How does sonar scm analysis work?

Hi there,

I’m using sonar-scanner cli 7.2.0.5079. This is being used to analyze Gitlab merge requests on CI with merged result pipelines enabled. For example; Merged results pipelines | GitLab Docs. We’ve noticed that the SCM analysis often identifies the incorrect merge-base in this setup. This also changes on subsequent retries of the same pipeline.

I came across No merge base found between HEAD and refs/heads/master for PR analysis - #2 by ganncamp which talks about the merged result pipelines being a probable cause for it. But does not go into much detail.

Can someone help me understand the root cause of this. And what can be ways to solve this.

Hi again,

So looks like SonarCloud finds files that are not related to a Pull Requests as "new code" - #32 by Michael_Carter was a solution that worked for us too.

I’m still looking to understand

  1. Why does sonar-scanner prefer refs/heads/development over refs/remotes/origin/development . In a CI environment, the local reference for a branch would always be stale unless that is explcitiyl checked out.
  2. What impact could the gitlab merge commit have on finding the correct merge base.

Hi,

Analysis works from the SCM metadata in the analysis environment. refs/remotes/origin/development is not in the local environment, so it’s not available to analysis.

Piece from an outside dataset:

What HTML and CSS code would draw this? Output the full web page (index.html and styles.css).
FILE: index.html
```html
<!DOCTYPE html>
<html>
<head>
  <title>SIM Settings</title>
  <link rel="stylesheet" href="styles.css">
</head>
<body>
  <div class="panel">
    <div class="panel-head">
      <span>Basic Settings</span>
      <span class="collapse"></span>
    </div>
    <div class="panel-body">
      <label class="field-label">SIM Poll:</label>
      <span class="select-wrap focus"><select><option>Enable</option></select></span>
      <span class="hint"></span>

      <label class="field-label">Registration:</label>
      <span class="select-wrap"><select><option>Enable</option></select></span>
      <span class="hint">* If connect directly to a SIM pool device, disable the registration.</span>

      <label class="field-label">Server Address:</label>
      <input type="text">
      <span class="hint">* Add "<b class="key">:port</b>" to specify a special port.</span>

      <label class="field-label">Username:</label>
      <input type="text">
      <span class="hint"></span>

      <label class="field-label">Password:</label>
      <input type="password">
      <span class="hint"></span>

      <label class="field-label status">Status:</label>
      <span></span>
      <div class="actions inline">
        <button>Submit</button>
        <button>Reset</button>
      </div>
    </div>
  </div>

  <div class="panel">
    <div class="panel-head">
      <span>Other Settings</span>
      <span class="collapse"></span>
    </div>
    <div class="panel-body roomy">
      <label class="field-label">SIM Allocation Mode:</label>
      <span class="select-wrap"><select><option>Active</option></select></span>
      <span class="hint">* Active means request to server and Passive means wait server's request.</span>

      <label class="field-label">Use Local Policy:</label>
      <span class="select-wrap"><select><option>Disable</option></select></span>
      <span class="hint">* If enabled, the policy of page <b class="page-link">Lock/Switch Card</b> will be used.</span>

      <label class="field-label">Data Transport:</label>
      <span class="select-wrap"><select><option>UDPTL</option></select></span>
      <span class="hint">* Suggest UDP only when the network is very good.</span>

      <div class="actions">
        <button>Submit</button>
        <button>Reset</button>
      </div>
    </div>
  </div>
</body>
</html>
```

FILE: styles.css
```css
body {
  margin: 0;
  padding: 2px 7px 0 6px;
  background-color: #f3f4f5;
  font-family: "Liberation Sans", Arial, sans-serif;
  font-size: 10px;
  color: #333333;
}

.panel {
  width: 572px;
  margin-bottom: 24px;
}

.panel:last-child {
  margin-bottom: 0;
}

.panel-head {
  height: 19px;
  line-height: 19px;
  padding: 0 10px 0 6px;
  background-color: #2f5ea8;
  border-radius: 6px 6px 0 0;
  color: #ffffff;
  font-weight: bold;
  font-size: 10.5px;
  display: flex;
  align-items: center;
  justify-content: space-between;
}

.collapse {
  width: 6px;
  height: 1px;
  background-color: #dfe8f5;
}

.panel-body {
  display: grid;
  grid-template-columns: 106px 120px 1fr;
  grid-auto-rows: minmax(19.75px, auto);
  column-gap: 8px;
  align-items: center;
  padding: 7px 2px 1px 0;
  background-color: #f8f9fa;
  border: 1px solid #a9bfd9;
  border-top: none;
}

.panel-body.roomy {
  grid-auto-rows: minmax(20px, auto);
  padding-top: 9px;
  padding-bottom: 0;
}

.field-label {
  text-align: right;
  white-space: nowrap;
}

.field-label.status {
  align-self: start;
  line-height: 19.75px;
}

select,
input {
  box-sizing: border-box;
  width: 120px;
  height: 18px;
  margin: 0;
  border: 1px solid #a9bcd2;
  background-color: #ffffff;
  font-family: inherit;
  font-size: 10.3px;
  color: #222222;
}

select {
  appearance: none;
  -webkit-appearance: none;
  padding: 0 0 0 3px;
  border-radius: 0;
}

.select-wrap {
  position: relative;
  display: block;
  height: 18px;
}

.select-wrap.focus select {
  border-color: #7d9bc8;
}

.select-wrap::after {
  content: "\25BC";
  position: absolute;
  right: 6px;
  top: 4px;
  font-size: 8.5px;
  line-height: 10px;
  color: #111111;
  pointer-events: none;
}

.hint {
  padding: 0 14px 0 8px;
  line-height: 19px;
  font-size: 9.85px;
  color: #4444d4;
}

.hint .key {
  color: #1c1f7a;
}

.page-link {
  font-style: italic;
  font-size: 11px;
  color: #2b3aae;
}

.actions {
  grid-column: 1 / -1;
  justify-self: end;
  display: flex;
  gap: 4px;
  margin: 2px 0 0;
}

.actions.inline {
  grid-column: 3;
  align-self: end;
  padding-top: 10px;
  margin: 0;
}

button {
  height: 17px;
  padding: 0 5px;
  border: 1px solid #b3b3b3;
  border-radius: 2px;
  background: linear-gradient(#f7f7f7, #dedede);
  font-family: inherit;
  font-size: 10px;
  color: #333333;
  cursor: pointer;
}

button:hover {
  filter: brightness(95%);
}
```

Analysis works on the code in the local environment. If there are changes subsequent to checkout, then you’re not analyzing what you think you are.

 
HTH,
Ann

Hi Ann,

Thank you for the details. Could there also be issues due to using a temporary commit that merges the source and target branches to verify issues. ?

For example the Merged results pipelines | GitLab Docs pipelines

Hi,

Yes, absolutely. Don’t do a merge commit before analysis. I’ve forgotten the details, but it will screw things up.

 
Ann

Hi Ann,

Is there any chance you can also provide the details for this? I’m happy to refer any documentation/code that talks about this too.

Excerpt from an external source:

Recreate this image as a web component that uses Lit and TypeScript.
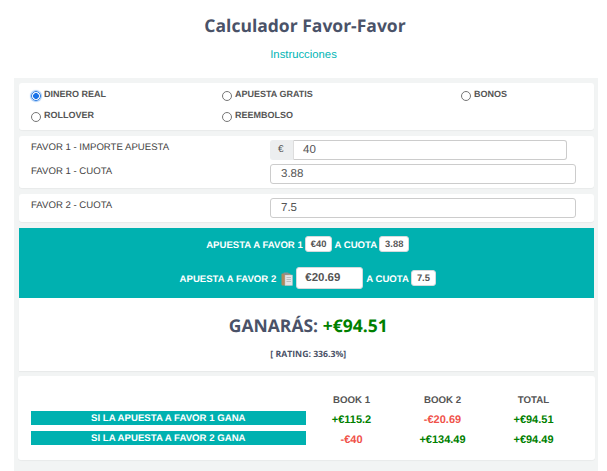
import { LitElement, html, css } from "lit";
import { customElement } from "lit/decorators.js";

const radio = (label: string, checked = false) => html`<label class="radio"><span class="dot ${checked ? "on" : ""}"></span><b>${label}</b></label>`;
const clip = html`<svg class="clip" width="12" height="14" viewBox="0 0 12 14">
  <rect x="0.5" y="1.5" width="9" height="12" rx="1" fill="#b08a5e"/>
  <rect x="4" y="3" width="7.5" height="10.5" fill="#e4e6e8" stroke="#b9bdc0" stroke-width=".5"/>
  <rect x="2.5" y="0.5" width="5" height="2.2" rx=".6" fill="#8a8f93"/>
  <path d="M5.5 5.5h4.5M5.5 7.5h4.5M5.5 9.5h4.5" stroke="#a9adb0" stroke-width=".7"/>
</svg>`;

@customElement("app-root")
export class AppRoot extends LitElement {
  static styles = css`
    :host { display: block; width: 607px; height: 471px; overflow: hidden; background: #fff; font-family: "Liberation Sans", Arial, sans-serif; text-rendering: geometricPrecision; }
    h1 { margin: 0; padding: 14px 0 0 3px; height: 24px; text-align: center; font: 700 17.5px/24px "Open Sans", sans-serif; color: #4a5268; }
    .link { margin-top: 10px; height: 14px; line-height: 14px; text-align: center; font-size: 11.3px; color: #00b5b5; }
    .panel { margin: 16px 9px 0 14px; padding: 5px 4.5px 0 5px; height: 388px; background: #f2f4f4; display: flex; flex-direction: column; }
    .card { background: #fff; border-radius: 3px; box-shadow: 0 1px 1px rgba(0,0,0,.04); }
    .radios { height: 47px; margin-bottom: 6px; padding: 5px 0 0 12px; box-sizing: border-box; display: grid; grid-template-columns: 191px 239px 1fr; grid-auto-rows: 21px; }
    .radio { display: flex; align-items: flex-start; font-size: 9px; color: #555; line-height: 12px; }
    .dot { width: 8px; height: 8px; margin: 3px 3px 0 0; border: 1px solid #767676; border-radius: 50%; background: #fff; flex: none; }
    .dot.on { border-color: #2f7de1; background: radial-gradient(circle, #1a73e8 0 2.6px, #fff 3.2px); box-shadow: 0 0 1px 1px #a6cbf7; }
    .inputs { height: 52px; margin-bottom: 6px; padding: 4px 0 0 12px; box-sizing: border-box; display: flex; flex-direction: column; gap: 4px; }
    .single { height: 28px; margin-bottom: 6px; padding: 4px 0 0 12px; box-sizing: border-box; }
    .row { display: flex; height: 20px; }
    .lab { width: 239px; flex: none; font-size: 9.6px; color: #444; line-height: 15px; }
    .field { width: 306px; height: 20px; box-sizing: border-box; border: 1px solid #ccc; border-radius: 3px; padding: 0 10px; font-size: 11.5px; line-height: 19px; color: #555; background: #fff; }
    .addon { width: 23px; height: 20px; box-sizing: border-box; background: #eceeef; border-radius: 3px 0 0 3px; font-size: 10px; line-height: 20px; padding-left: 8px; color: #555; }
    .field.short { width: 274px; border-radius: 0 3px 3px 0; border-left-color: #ddd; padding-left: 9px; }
    .teal { height: 70px; background: #00b1b0; color: #fff; font-size: 9.6px; font-weight: 700; display: flex; flex-direction: column; align-items: center; }
    .tl { display: flex; align-items: center; justify-content: center; gap: 2px; height: 34px; padding-left: 3px; }
    .pill { background: #fff; color: #555; border: 1px solid #d5dadd; border-radius: 3px; padding: 0 5px; height: 14px; line-height: 14px; font-size: 9.4px; font-weight: 700; margin-bottom: 2px; }
    .big { width: 67px; height: 22px; box-sizing: border-box; background: #fff; color: #555; border: 1px solid #d5dadd; border-radius: 3px; font-size: 11.5px; font-weight: 700; line-height: 20px; padding-left: 8px; margin: 0 1px 2px 0; }
    .clip { margin: 0 1px 0 3px; }
    .result { height: 73px; padding-left: 4px; background: #fff; text-align: center; box-shadow: 0 1px 1px rgba(0,0,0,.04); margin-bottom: 5px; }
    .win { padding-top: 16px; height: 24px; font: 700 17.5px/24px "Open Sans", sans-serif; color: #4a5268; }
    .win span { color: #008000; }
    .rating { margin-top: 10px; font: 700 8.7px/12px "Open Sans", sans-serif; color: #4a5268; }
    .table { margin: 0 -1px; height: 84px; padding: 18px 0 0 13px; box-sizing: border-box; display: grid; grid-template-columns: 275px 91px 91px 91px; grid-template-rows: 14px 20px 20px; align-items: center; text-align: center; font-size: 11px; font-weight: 700; }
    .h { color: #555; font-size: 9.7px; height: 14px; line-height: 14px; align-self: start; }
    .bar { background: #00b1b0; color: #fff; height: 14px; line-height: 15px; font-size: 9.65px; text-align: left; padding-left: 60px; box-sizing: border-box; }
    .g, .r { padding-top: 3px; }
    .g { color: #008000; }
    .r { color: #f0524a; }
  `;
  render() {
    return html`
      <h1>Calculador Favor-Favor</h1>
      <div class="link">Instrucciones</div>
      <div class="panel">
        <div class="card radios">
          ${radio("DINERO REAL", true)}${radio("APUESTA GRATIS")}${radio("BONOS")}
          ${radio("ROLLOVER")}${radio("REEMBOLSO")}
        </div>
        <div class="card inputs">
          <div class="row"><div class="lab">FAVOR 1 - IMPORTE APUESTA</div><div class="addon">€</div><div class="field short">40</div></div>
          <div class="row"><div class="lab">FAVOR 1 - CUOTA</div><div class="field">3.88</div></div>
        </div>
        <div class="card single">
          <div class="row"><div class="lab">FAVOR 2 - CUOTA</div><div class="field">7.5</div></div>
        </div>
        <div class="teal">
          <div class="tl">APUESTA A FAVOR 1 <span class="pill">€40</span> A CUOTA <span class="pill">3.88</span></div>
          <div class="tl">APUESTA A FAVOR 2 ${clip}<span class="big">€20.69</span> A CUOTA <span class="pill">7.5</span></div>
        </div>
        <div class="result">
          <div class="win">GANARÁS: <span>+€94.51</span></div>
          <div class="rating">[ RATING: 336.3%]</div>
        </div>
        <div class="card table">
          <div class="h"></div><div class="h">BOOK 1</div><div class="h">BOOK 2</div><div class="h">TOTAL</div>
          <div class="bar">SI LA APUESTA A FAVOR 1 GANA</div><div class="g">+€115.2</div><div class="r">-€20.69</div><div class="g">+€94.51</div>
          <div class="bar">SI LA APUESTA A FAVOR 2 GANA</div><div class="r">-€40</div><div class="g">+€134.49</div><div class="g">+€94.49</div>
        </div>
      </div>
    `;
  }
}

We depend on merged pipelines since that helps us avoid a lot nasty scenarios that would come up in case we were to merge based on individual branch builds and tests and I wanted to understand why the opposite would be true for running sonar analysis.

Thanks

Hi,

I don’t have the details readily to hand. I can put this in queue for someone who might, but it may be a long wait.

In the meantime, I urge you to consider running analysis before your merge commit.